In June 2012, MA and the Center for Constitutional Rights filed suit in the case of Hassan v. City of New York, claiming that “in early 2002, the New York City Police Department began a secret spying program to infiltrate and monitor Muslim life in and around New York City.” On February 20, 2014, the U.S. District Court for the District of New Jersey dismissed the case on grounds that “the motive for the Program was not solely to discriminate against Muslims, but rather to find Muslim terrorists hiding among ordinary, law-abiding Muslims.” In October 2015, however, the U.S. Court of Appeals for the Third Circuit overturned the New Jersey District Court’s dismissal of Hassan.
In the spring of 2016, MA conducted a campaign designed to pressure the Coca-Cola Company not to sponsor the Republican National Convention in Cleveland that summer. In a letter that was also signed by a number of other leftist organizations, MA and its co-signatories said: “Hate peddled [by Republicans] during this election cycle has been contributing to a disturbing rise in hate crimes. Corporations like Coca Cola have a responsibility to ensure their brand and resources are not used to fuel this hate and bigotry and divide our nation.”
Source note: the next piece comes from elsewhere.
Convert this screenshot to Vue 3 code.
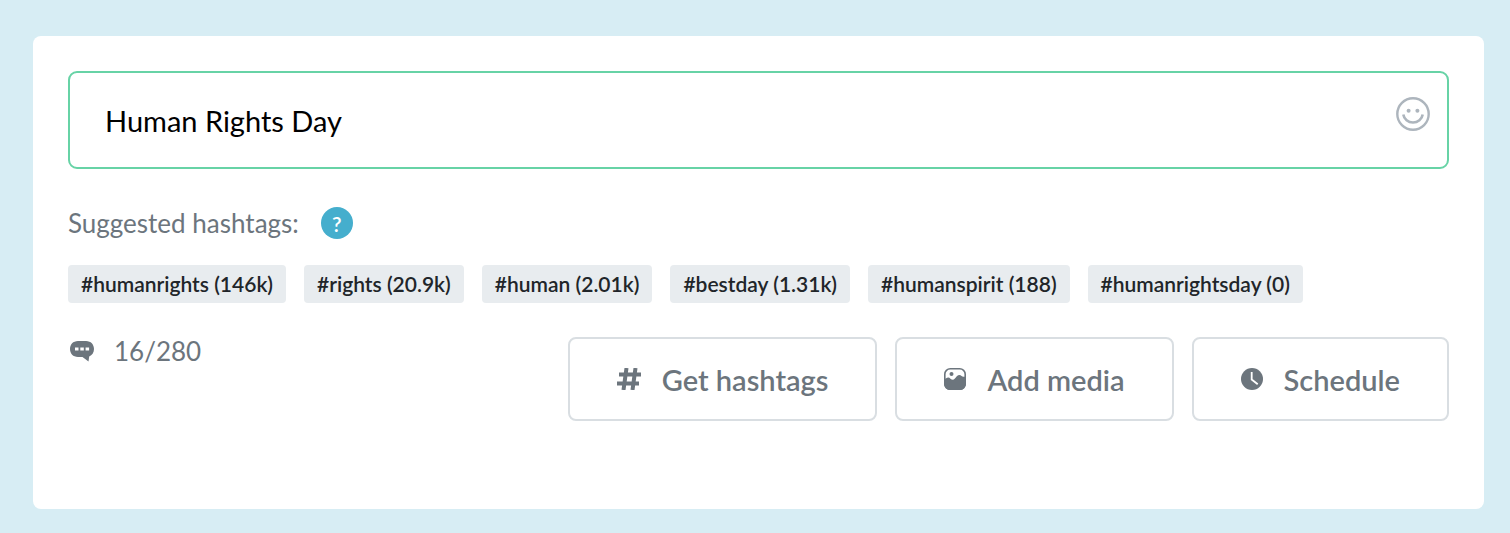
<script setup>
import { computed, ref } from "vue";

const maxLength = 280;
const message = ref("Human Rights Day");
const count = computed(() => message.value.length);

const hashtags = [
  { name: "humanrights", uses: "146k" },
  { name: "rights", uses: "20.9k" },
  { name: "human", uses: "2.01k" },
  { name: "bestday", uses: "1.31k" },
  { name: "humanspirit", uses: "188" },
  { name: "humanrightsday", uses: "0" },
];

function addHashtag(tag) {
  message.value += " #" + tag.name;
}
</script>

<template>
  <main class="page">
    <form class="card" @submit.prevent>
      <div class="field">
        <input v-model="message" type="text" class="message" aria-label="Message" :maxlength="maxLength" />
        <button type="button" class="emoji" aria-label="Add emoji">
          <svg width="34" height="34" viewBox="0 0 34 34" fill="none" stroke="#adb5bd">
            <circle cx="17" cy="17" r="15.7" stroke-width="2.4" />
            <path d="M7.3 17.5a9.8 9.3 0 0 0 19.4 0" stroke-width="2.6" />
            <circle cx="12.6" cy="13.7" r="2" fill="#adb5bd" stroke="none" />
            <circle cx="21.4" cy="13.7" r="2" fill="#adb5bd" stroke="none" />
          </svg>
        </button>
      </div>

      <div class="suggested">
        <span>Suggested hashtags:</span>
        <button type="button" class="help" aria-label="Help">?</button>
      </div>

      <div class="tags">
        <button v-for="tag in hashtags" :key="tag.name" type="button" class="tag" @click="addHashtag(tag)">
          #{{ tag.name }} ({{ tag.uses }})
        </button>
      </div>

      <div class="footer">
        <div class="counter">
          <svg width="24" height="22" viewBox="0 0 24 22">
            <path
              d="M8 1h8c5 0 8 3.6 8 8 0 3.6-2 6.4-4.8 7.4l-.7 5.1-6-4.500H8c-5 0-8-3.600-8-8s3-8 8-8z"
              fill="#6c757d"
            />
            <path d="M5 7.500h3.500v3H5zM10.300 7.500h3.500v3h-3.500zM15.600 7.500h3.500v3h-3.500z" fill="#fff" />
          </svg>
          <span>{{ count }}/{{ maxLength }}</span>
        </div>

        <div class="actions">
          <button type="button" class="action">
            <svg width="24" height="22" viewBox="0 0 24 22" fill="none" stroke="#6c757d" stroke-width="4">
              <path d="M9.500 0l-3 22M18.500 0l-3 22M2 6.500h22M0 15.500h22" />
            </svg>
            Get hashtags
          </button>
          <button type="button" class="action">
            <svg width="22" height="22" viewBox="0 0 22 22">
              <rect x="0.8" y="0.8" width="20.4" height="20.4" rx="5.5" fill="#fff" stroke="#6c757d" stroke-width="1.6" />
              <path
                d="M0 11c2 0 2.500-1.500 4.200-1.500S7 11.800 9 11.800 12.500 7 15.200 7c2.200 0 2.600 1.800 4.300 1.800H22V16a6 6 0 0 1-6 6H6a6 6 0 0 1-6-6z"
                fill="#6c757d"
              />
              <circle cx="7.5" cy="6" r="2" fill="#6c757d" />
            </svg>
            Add media
          </button>
          <button type="button" class="action">
            <svg width="22" height="22" viewBox="0 0 22 22">
              <circle cx="11" cy="11" r="11" fill="#6c757d" />
              <path d="M10.700 4v7.500l6 4.800" fill="none" stroke="#fff" stroke-width="1.8" />
            </svg>
            Schedule
          </button>
        </div>
      </div>
    </form>
  </main>
</template>

<style>
body {
  background: #d7edf4;
}
</style>

<style scoped>
.page {
  padding: 36px 26px 24px 33px;
  font-family: Lato, "Open Sans", sans-serif;
  color: #6c757d;
}

.card {
  padding: 35px 35px 88px;
  background: #fff;
  border-radius: 8px;
}

button,
input {
  margin: 0;
  font-family: inherit;
}

button {
  cursor: pointer;
}

.field {
  display: flex;
  align-items: flex-start;
  padding: 24px 17px 24px 35px;
  border: 2px solid #67d3a6;
  border-radius: 9px;
}

.message {
  flex: 1;
  min-width: 0;
  height: 46px;
  padding: 0;
  border: 0;
  outline: none;
  background: none;
  color: #000;
  font-size: 29px;
}

.emoji {
  display: flex;
  padding: 0;
  border: 0;
  background: none;
}

.suggested {
  display: flex;
  align-items: center;
  gap: 22px;
  margin-top: 38px;
  font-size: 26px;
  line-height: 32px;
}

.help {
  width: 32px;
  height: 32px;
  padding: 0;
  border: 0;
  border-radius: 50%;
  background: #45aecd;
  color: #fff;
  font-size: 21px;
  font-weight: 600;
}

.tags {
  display: flex;
  flex-wrap: wrap;
  gap: 18px;
  margin-top: 26px;
}

.tag {
  height: 38px;
  padding: 0 13px 2px;
  border: 0;
  border-radius: 4px;
  background: #e8ecef;
  color: #212529;
  font-size: 21px;
  font-weight: 600;
}

.footer {
  display: flex;
  justify-content: space-between;
  align-items: flex-start;
  margin-top: 34px;
}

.counter {
  display: flex;
  align-items: center;
  gap: 20px;
  padding-left: 2px;
  font-size: 26px;
  line-height: 28px;
}

.actions {
  display: flex;
  flex-wrap: wrap;
  gap: 18px;
}

.action {
  display: flex;
  align-items: center;
  gap: 21px;
  height: 84px;
  padding: 0 47px;
  border: 2px solid #d9dee2;
  border-radius: 8px;
  background: #fff;
  color: #6c757d;
  font-size: 29px;
  font-weight: 600;
}
</style>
When President-elect Donald Trump named retired U.S. Army Lieutenant General Michael Flynn as his White House National Security Adviser in November 2016, MA complained that Flynn’s “role in the Trump administration signals support for anti-Muslim policies and sentiment that will undermine our nation’s security and exacerbate an already unsafe climate for Muslims and all Americans.” Specifically, MA complained that “Flynn has referred to Islam as ‘a cancer’ and has called Islam a ‘political ideology,’ and disputed whether the faith of over 1.6 billion people is a religion.”
On December 15, 2016, attorneys from MA and the Center for Constitutional Rights denounced “extremist Representative Peter King for his call to nationalize the fully discredited and unconstitutional NYPD Muslim surveillance program.” Said MA: “King, known for his far-right anti-Muslim statements, told reporters the U.S. needs to ‘lean forward’ in its fight against terrorism, presumably by targeting entire communities based on their religion.” Further, MA lamented “the ugly parallels between the targeting of Muslims in the post-9/11 era and the targeting of the Japanese in WWII, as well as other dangerous historical parallels.”
Farhana Khera has been MA’s executive director since the organization’s founding.
 Said the District Court: “[T]he Plaintiffs in this case have not alleged facts from which it can be plausibly inferred that they were targeted solely because of their religion. The more likely explanation for the surveillance was a desire to locate budding terrorist conspiracies. The most obvious reason for so concluding is that surveillance of the Muslim community began just after the attacks of September 11, 2001. The police could not have monitored New Jersey for Muslim terrorist activities without monitoring the Muslim community itself. While this surveillance Program may have had adverse effects upon the Muslim community after the Associated Press published its articles; the motive for the Program was not solely to discriminate against Muslims, but rather to find Muslim terrorists hiding among ordinary, law-abiding Muslims.”